PIB à -13,8% : trou d’air ou crash économique ?

La France vient de connaître une chute historique de son PIB au deuxième trimestre de cette année (-13,8%). La France pourra-t-elle surmonter cette épreuve rapidement ? Les effets du confinement et de la crise du coronavirus vont-ils marquer durablement l’économie et la société françaises ?

Atlantico.fr : Au deuxième trimestre 2020, la France subit une chute historique de 13,8% de son PIB. Pensez-vous qu’il est possible que la France, avec quelques plaies, s’en sorte assez rapidement ? Ou au contraire, que l’effet confinement et coronavirus la marquera pour des années voire des décennies ?

Michel Ruimy : Dans cette crise sanitaire, il y a deux phases. La première a été la mobilisation d’urgence des autorités publiques – comme d’ailleurs dans les autres pays occidentaux – pour faire face à une crise inédite sévère. Il y a eu un bouclier public, coûteux mais nécessaire. Aujourd’hui, nous ne savons pas si l’État pouvait tout mais il a fait énormément. La seconde est la stratégie de reconstruction dont certains éléments nous seront donnés fin août. Mais, il faut déjà prendre en compte que l’État ne peut pas tout faire et surtout ne doit pas faire seul. Cette phase est nécessairement différente dans la mesure où les bons choix doivent être arrêtés : l’argent public n’est pas illimité. Le « quoi qu’il en coûte » doit progressivement laisser la place à un « quand cela vaut le coup », plus sélectif.

La France a besoin de mesures de relance ciblées, sélectives, bien choisies. Mais plus encore que de mesures de relance, notre pays a besoin d’un pacte de confiance avec les acteurs privés (ménages, entreprises) qui sont les premiers moteurs de la reprise. Il faut passer aujourd’hui du bouclier public à la confiance privée. Il s’agit de la confiance des ménages pour qu’ils mobilisent leur épargne accumulée pendant la crise. Près de 100 milliards d’euros à la fin de l’année, soit l’équivalent de 4 points de réservoir de croissance ! Il s’agit aussi la confiance des entreprises pour qu’avec leurs fonds propres – leur capital -, ils puissent investir.

Voilà ce qui est absolument clé pour réussir la reconstruction dans un contexte de stabilité fiscale (ni hausse, ni baisse d’impôts). Les gages donnés sur le maintien de l’assurance chômage à son niveau actuel contribuent à redonner confiance, de même que les initiatives en faveur de l’emploi des jeunes et de l’apprentissage.
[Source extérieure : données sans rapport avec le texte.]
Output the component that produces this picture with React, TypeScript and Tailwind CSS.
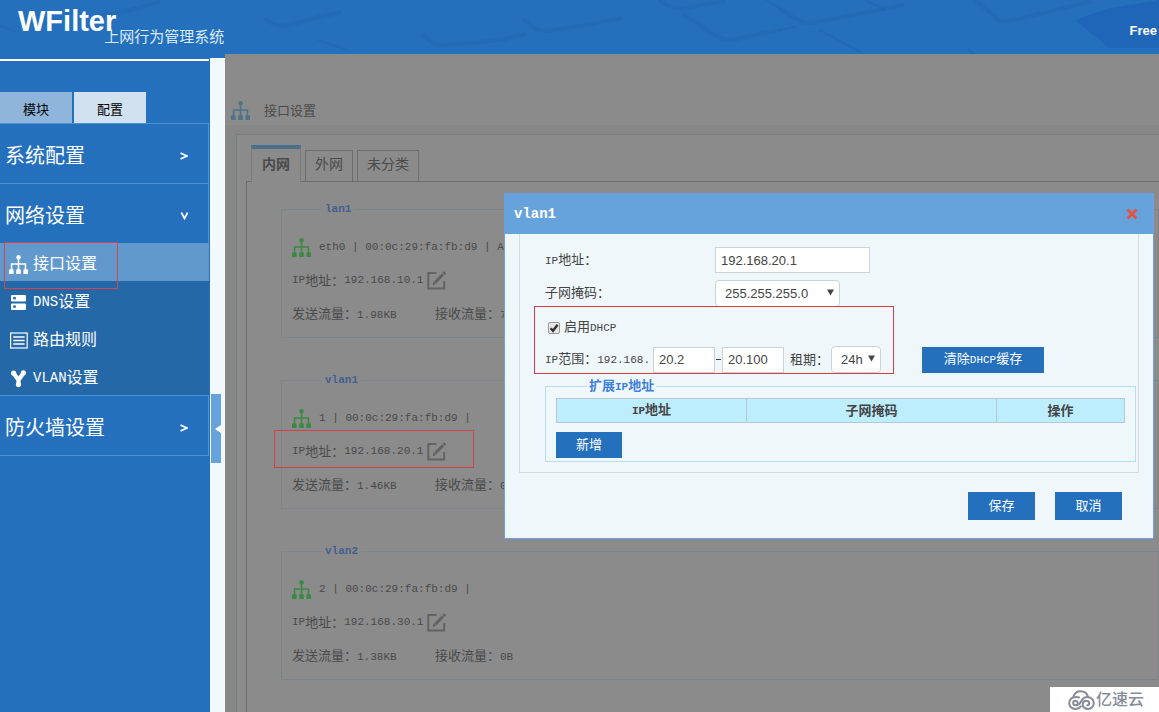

Pour éviter que cette épargne exceptionnelle ne se transforme en épargne de précaution, redonner confiance est l’un des plus grands enjeux. Pour les entreprises aussi.

Que peuvent nous indiquer les premiers éléments de l’INSEE ? Devons-nous nous attendre à une courbe en U, W, L ?

Une fois que la crise sanitaire sera, à peu près, réglée, à quel scénario économique peut-on s’attendre ? Les économistes ont débattu longuement sur la lettre qui illustrait le mieux la forme de la reprise. Ils ne sont pas tous d’accord.

Certains voyaient une reprise en V (Chute brutale de l’économie puis une reprise tout aussi violente). Ce rebond résulterait du rattrapage du retard de consommation et des mesures d’aides et d’incitation. Nous avons une certitude : ce ne sera pas un V. La reprise est molle malgré les milliards déversés par les banques centrales et les gouvernements. Concernant le U (Fort ralentissement de l’économie suivi d’une période de flottement correspondant à la barre horizontale du U). Un flottement lié à la remise en marche progressive de l’activité économique mondiale, un peu grippée après quelques semaines d’arrêt d’autant que la sortie du confinement ne se fera que par étapes. C’est un scénario plausible à la condition qu’un remède au virus soit trouvé rapidement. Pour le L (Chute brutale suivie d’une longue période de stagnation). C’est un mauvais scénario avec une accumulation de mauvaises nouvelles. C’est un scénario à ne pas espérer. L’évoquer, c’est déjà mauvais pour le moral. Le W (Rebond vigoureux après une chute brutale mais après l’euphorie, des incertitudes dues à un redémarrage lent de l’économie, à un commerce international perturbé du fait d’un repli sur soi des Etats… apparaît. L’économie se déprime mais elle redémarre d’encore plus belle). Dans ce scénario, même le rattrapage est mou. Après deux mois d’abstinence, la consommation, au lieu de repartir, est atone. Elle ne compense pas les « privations » antérieures du fait vraisemblablement d’inquiétudes (deuxième vague par exemple).